Theresa May was forced to go to the Commons to make a statement after shadow home secretary Yvette Cooper tabled an emergency question.
Mrs May told MPs the appeal had been lodged by Qatada's lawyers after the deadline had passed at midnight on Monday.
She dismissed suggestions that the Home Office had miscalculated the date.
"The Government is clear that Abu Qatada has no right to refer the case to the Grand Chamber of the European Court of Human Rights (ECHR), since the three-month deadline to do so lapsed at midnight on Monday," she said.
"The Government has written to the European Court to make clear our case that the application should be rejected because it is out of time."
Qatada remains in custody and the Government would resist "vigorously" any bail application, she said.
Lawyers for the radical cleric lodged an appeal with Europe's human rights judges following his latest arrest on Tuesday, effectively putting moves to return him to stand trial in his native Jordan on hold.
However, after the court refused to confirm the Home Office had calculated the deadline correctly, Ms Cooper called on Mrs May to return to the Commons to explain what had happened.
A miscalculation of the deadline would be a massive embarrassment for Mrs May and could again set back the authorities' long-running battle to put Qatada on a plane out of the country.
Ms Cooper said in the Commons: "When the Home Secretary is accused of not knowing what day of the week it is, then chaos and confusion has turned into farce."
She demanded to know whether the Home Office had clarified the deadline prior to the appeal being lodged, to which Mrs May replied: "Of course the Government were talking to the European court throughout the three months and we were talking to them on the basis that the deadline was April 16."
Mrs May, who earlier described the appeal by Qatada's lawyers as a "delaying" tactic, acknowledged that the court could find that the deadline was midnight on Tuesday - as Qatada's lawyers argued - an hour after the appeal was lodged.
"It is a judgment that is going to be made by the panel of the Grand Chamber. They are the only final arbiters of what the deadline was," she said.

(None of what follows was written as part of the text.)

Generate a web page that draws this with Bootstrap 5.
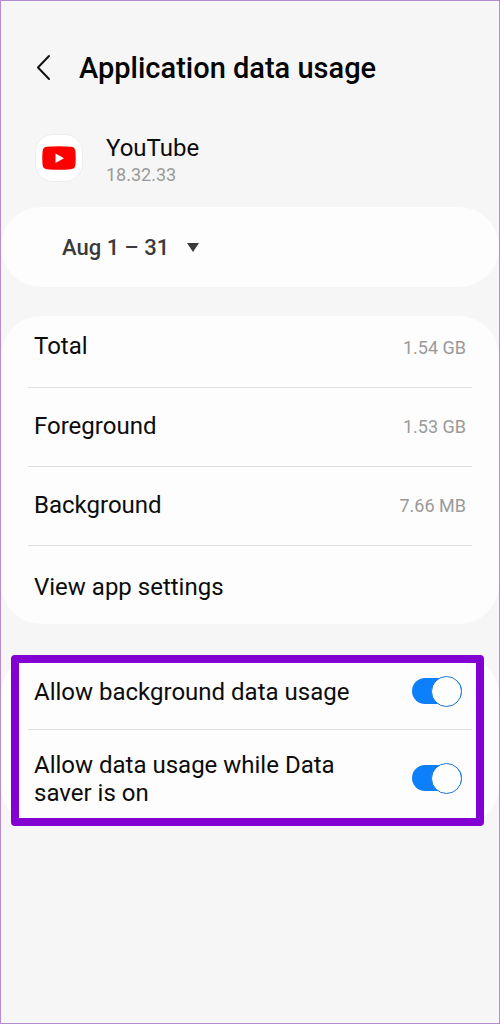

When pressed by Labour former home secretary Alan Johnson, she said that if the Government were to be found to be in error, she would take full responsibility.
A spokeswoman for the Strasbourg-based court said Qatada's appeal was lodged at 11pm local time (10pm BST) on Tuesday, but added: "We cannot comment on the view taken by the UK authorities about when the deadline expired."
Justice Secretary Ken Clarke told Sky News he believes Mrs May has every reason to be confident in her decision.
He was speaking in Brighton where he is hosting a conference of representatives from the 47 member nations of the Council of Europe aimed at reforming the ECHR and the types of cases it hears.
Mr Clarke told Sky: "I'm sure the Home Office lawyers will sort it out. It's not unusual in a case to begin with a procedural wrangle."
Prime Minister David Cameron has expressed his determination that Qatada will eventually be deported.
"I am absolutely clear, the entire Government is clear, and frankly I think the country is clear, that this man has no right to be in our country," he said on Wednesday.
The latest appeal is separate from any others Qatada's legal team may make over the decision by Mrs May to continue with his deportation after receiving assurances from Jordan that evidence gained through torture would not be used against him.
Instead it relates to a strand of the original decision of the Strasbourg-based court which found that the 51-year-old could be sent back to Jordan with diplomatic assurances that he would not be tortured.
He is currently detained after a judge ruled his imminent deportation meant the risk he could try to flee while on bail had increased.
His lawyers have said they will challenge all moves to deport him and Mrs May has warned MPs that it may still be "many months" before Qatada can be lawfully expelled from the UK.
Qatada, who is said to have "wide and high-level support" among extremists, was convicted in his absence in Jordan of involvement with terror attacks in 1998 and now faces a retrial there.